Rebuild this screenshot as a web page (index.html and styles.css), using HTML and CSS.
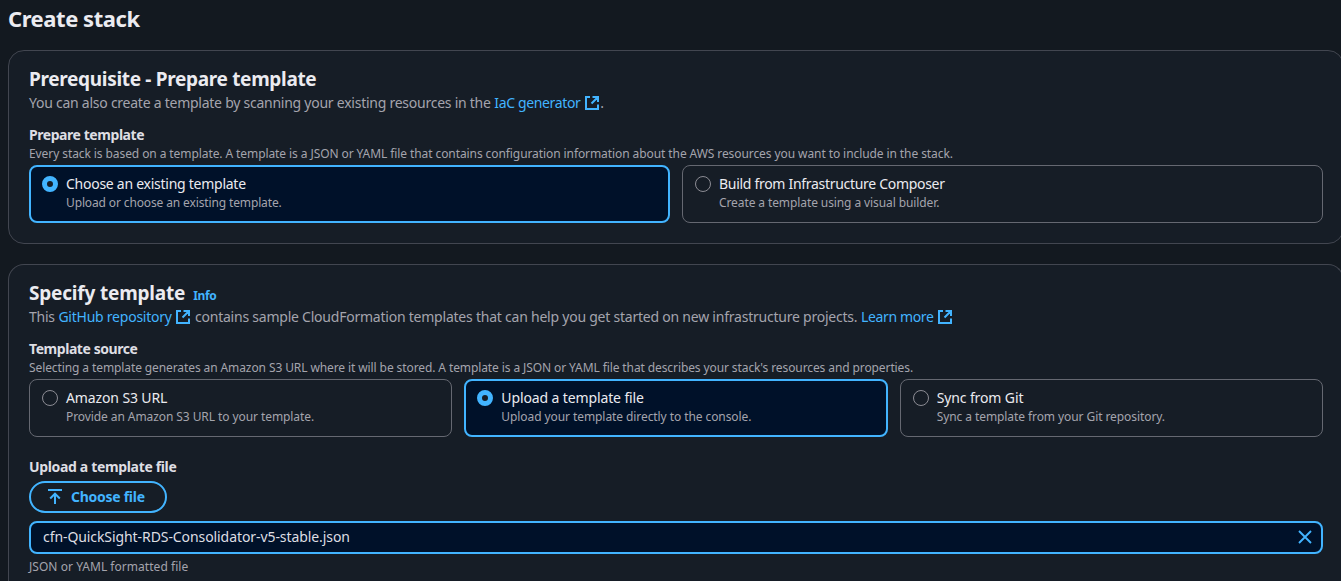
......
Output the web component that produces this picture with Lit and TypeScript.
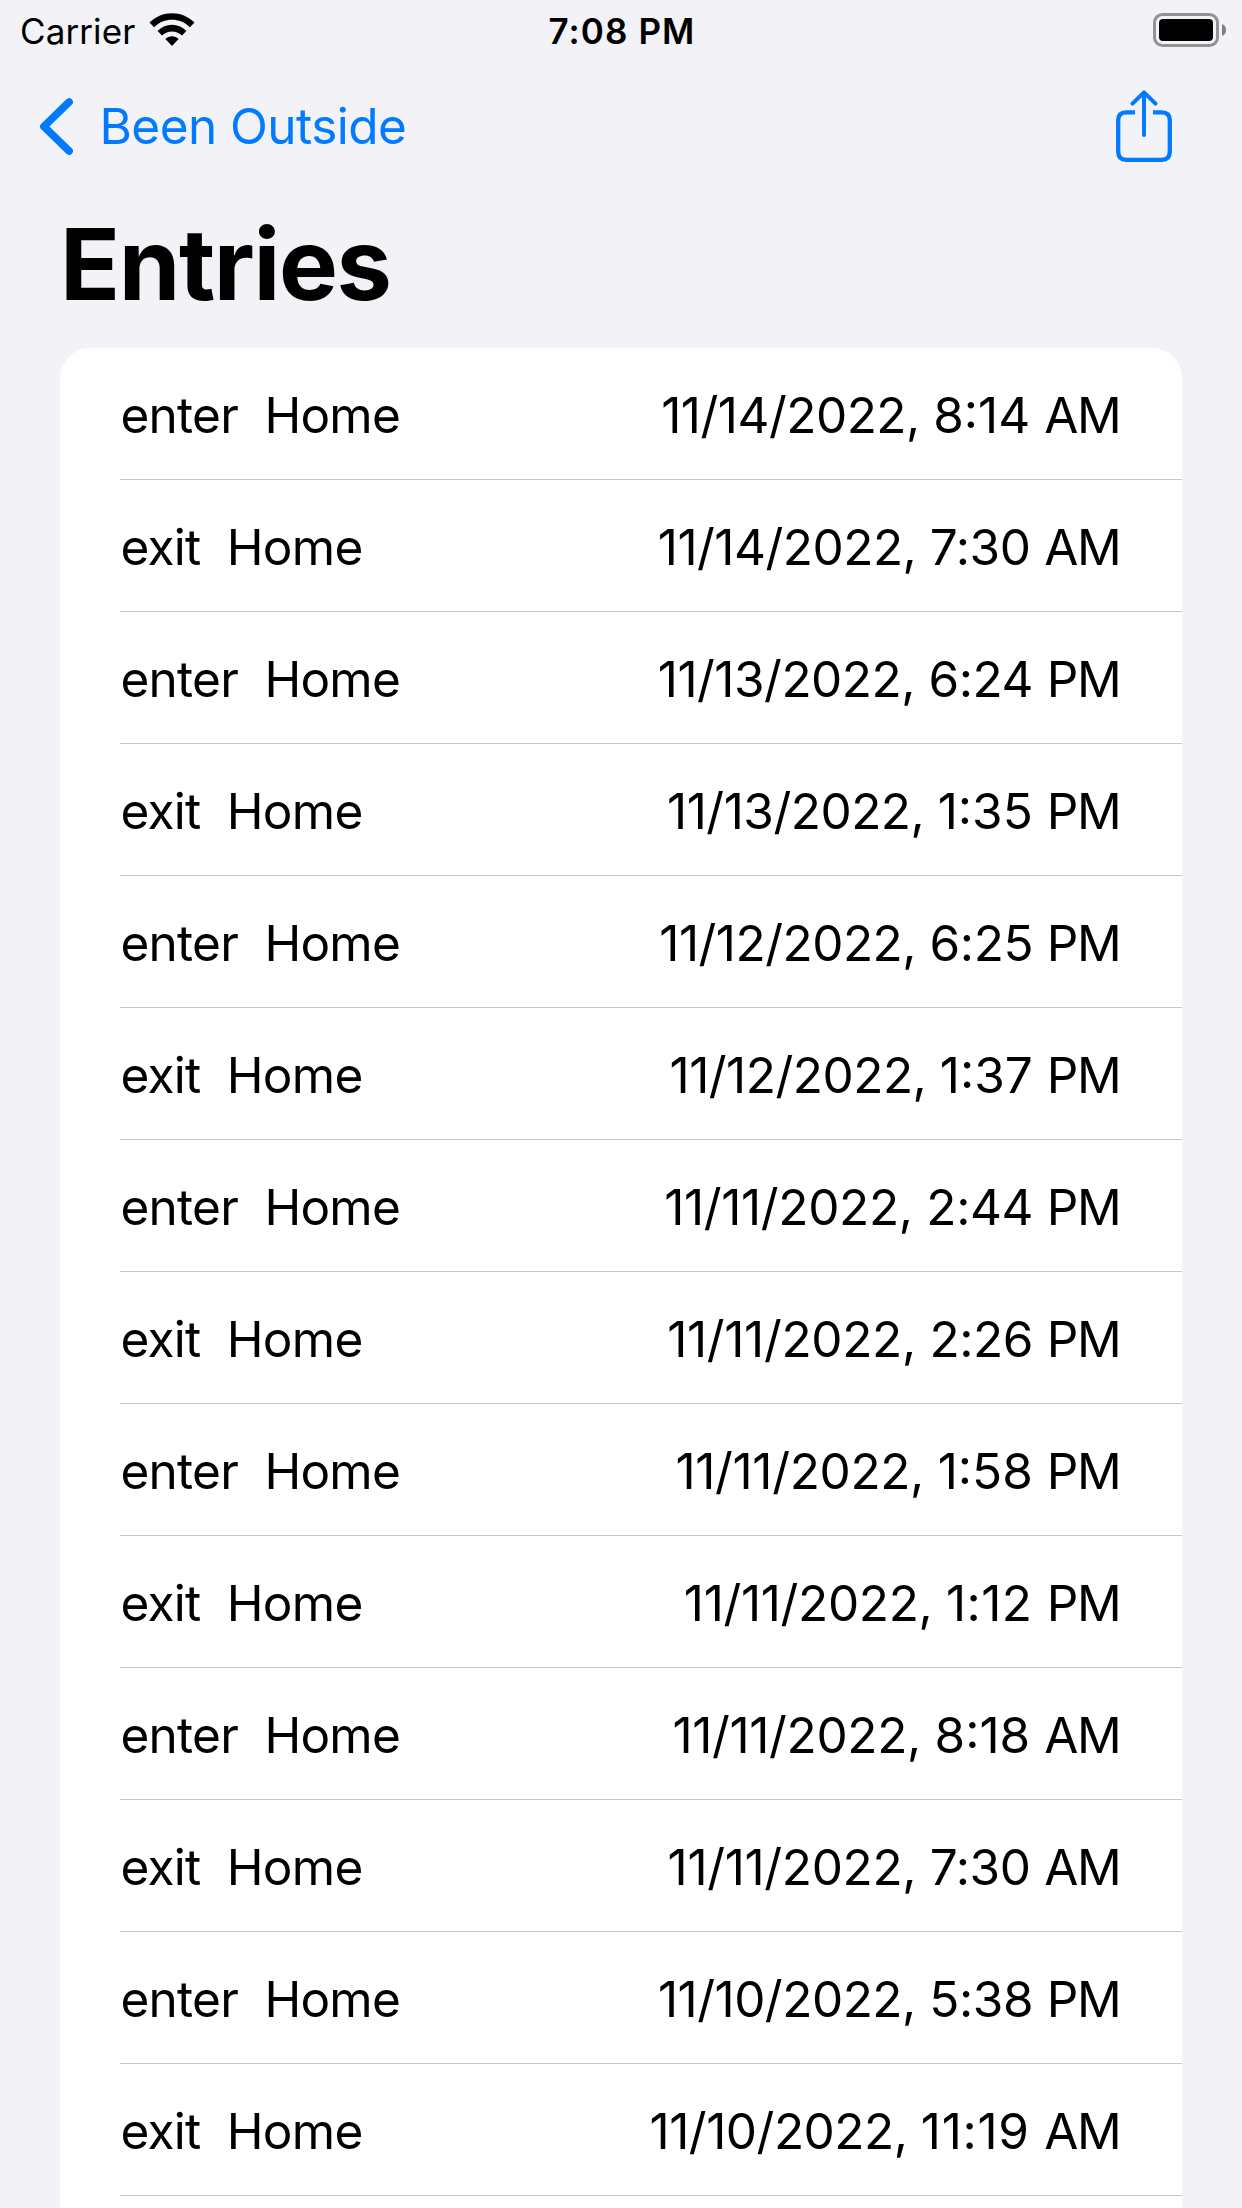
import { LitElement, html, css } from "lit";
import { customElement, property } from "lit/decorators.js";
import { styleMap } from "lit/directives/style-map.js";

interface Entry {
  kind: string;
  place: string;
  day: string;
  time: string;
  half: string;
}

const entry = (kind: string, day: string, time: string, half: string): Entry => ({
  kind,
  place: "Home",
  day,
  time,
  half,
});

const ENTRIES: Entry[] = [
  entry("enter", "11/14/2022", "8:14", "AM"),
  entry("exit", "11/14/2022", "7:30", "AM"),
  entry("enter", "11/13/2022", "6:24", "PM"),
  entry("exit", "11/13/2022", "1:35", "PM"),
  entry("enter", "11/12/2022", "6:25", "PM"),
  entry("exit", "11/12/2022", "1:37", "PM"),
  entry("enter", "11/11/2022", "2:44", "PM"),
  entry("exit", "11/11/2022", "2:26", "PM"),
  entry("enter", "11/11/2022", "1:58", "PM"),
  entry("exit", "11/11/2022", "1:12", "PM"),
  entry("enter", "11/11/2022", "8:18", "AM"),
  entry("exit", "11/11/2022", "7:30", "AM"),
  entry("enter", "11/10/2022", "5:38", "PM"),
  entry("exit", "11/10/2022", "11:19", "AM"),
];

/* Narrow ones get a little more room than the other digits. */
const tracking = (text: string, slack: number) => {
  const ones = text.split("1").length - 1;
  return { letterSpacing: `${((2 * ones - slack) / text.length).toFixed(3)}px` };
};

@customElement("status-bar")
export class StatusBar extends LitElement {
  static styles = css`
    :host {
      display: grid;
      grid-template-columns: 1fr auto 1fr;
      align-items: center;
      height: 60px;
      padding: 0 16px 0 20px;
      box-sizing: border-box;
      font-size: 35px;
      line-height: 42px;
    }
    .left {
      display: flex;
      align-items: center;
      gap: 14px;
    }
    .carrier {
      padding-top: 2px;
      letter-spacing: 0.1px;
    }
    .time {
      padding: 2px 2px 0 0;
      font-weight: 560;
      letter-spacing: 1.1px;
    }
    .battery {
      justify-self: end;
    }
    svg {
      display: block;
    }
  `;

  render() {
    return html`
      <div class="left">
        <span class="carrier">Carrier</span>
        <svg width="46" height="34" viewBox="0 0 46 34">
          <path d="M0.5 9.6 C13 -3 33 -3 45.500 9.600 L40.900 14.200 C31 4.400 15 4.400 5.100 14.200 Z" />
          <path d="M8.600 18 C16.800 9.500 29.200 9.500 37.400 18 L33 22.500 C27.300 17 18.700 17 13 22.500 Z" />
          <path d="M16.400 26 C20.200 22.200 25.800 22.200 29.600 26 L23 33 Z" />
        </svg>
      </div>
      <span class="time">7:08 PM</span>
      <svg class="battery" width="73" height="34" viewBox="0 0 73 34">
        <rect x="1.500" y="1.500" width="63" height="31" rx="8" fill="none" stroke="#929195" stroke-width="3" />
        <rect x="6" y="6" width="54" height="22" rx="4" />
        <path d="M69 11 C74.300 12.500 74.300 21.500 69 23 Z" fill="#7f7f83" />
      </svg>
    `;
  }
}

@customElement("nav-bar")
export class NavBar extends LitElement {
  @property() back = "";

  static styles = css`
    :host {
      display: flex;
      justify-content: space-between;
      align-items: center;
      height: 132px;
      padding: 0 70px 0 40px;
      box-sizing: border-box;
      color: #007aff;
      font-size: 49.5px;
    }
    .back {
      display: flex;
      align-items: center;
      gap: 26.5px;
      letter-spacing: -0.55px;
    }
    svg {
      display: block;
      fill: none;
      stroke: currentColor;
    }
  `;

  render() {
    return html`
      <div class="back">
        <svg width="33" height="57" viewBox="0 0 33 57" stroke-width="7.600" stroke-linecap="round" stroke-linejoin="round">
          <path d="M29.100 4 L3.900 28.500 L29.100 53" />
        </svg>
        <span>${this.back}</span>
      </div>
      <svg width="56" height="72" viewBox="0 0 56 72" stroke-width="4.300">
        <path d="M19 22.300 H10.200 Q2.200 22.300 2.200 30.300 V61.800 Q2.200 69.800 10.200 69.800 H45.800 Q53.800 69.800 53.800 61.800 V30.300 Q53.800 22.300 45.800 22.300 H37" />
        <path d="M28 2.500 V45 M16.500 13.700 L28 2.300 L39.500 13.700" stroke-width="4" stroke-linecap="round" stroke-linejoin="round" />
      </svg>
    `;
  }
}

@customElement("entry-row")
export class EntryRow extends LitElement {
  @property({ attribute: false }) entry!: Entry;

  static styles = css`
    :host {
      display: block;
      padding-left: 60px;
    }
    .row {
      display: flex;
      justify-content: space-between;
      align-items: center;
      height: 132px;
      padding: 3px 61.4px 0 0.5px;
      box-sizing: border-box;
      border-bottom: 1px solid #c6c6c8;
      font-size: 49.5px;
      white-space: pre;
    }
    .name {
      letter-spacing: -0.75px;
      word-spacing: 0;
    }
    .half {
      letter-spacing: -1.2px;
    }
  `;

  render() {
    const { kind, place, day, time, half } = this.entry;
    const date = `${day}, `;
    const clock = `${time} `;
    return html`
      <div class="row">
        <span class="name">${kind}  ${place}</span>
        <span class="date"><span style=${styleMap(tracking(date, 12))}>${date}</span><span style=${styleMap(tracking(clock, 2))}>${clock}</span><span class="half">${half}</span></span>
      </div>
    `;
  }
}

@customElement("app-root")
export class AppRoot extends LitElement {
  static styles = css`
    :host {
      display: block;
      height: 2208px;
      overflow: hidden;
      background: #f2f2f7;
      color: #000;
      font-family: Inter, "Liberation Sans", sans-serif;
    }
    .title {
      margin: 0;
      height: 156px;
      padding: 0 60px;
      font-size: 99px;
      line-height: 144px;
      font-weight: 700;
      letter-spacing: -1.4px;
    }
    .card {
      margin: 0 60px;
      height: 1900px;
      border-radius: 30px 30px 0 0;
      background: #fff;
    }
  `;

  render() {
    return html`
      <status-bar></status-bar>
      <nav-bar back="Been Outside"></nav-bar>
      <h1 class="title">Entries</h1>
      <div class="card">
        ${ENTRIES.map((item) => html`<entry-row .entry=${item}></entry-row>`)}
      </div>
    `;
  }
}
......
Directions
Return each line in the records that holds the string "this".

Solved exercise
Rebuild this screenshot as a web page (index.html and styles.css), using HTML and CSS.
Output the web component that produces this picture with Lit and TypeScript.
        <span>${this.back}</span>
    const { kind, place, day, time, half } = this.entry;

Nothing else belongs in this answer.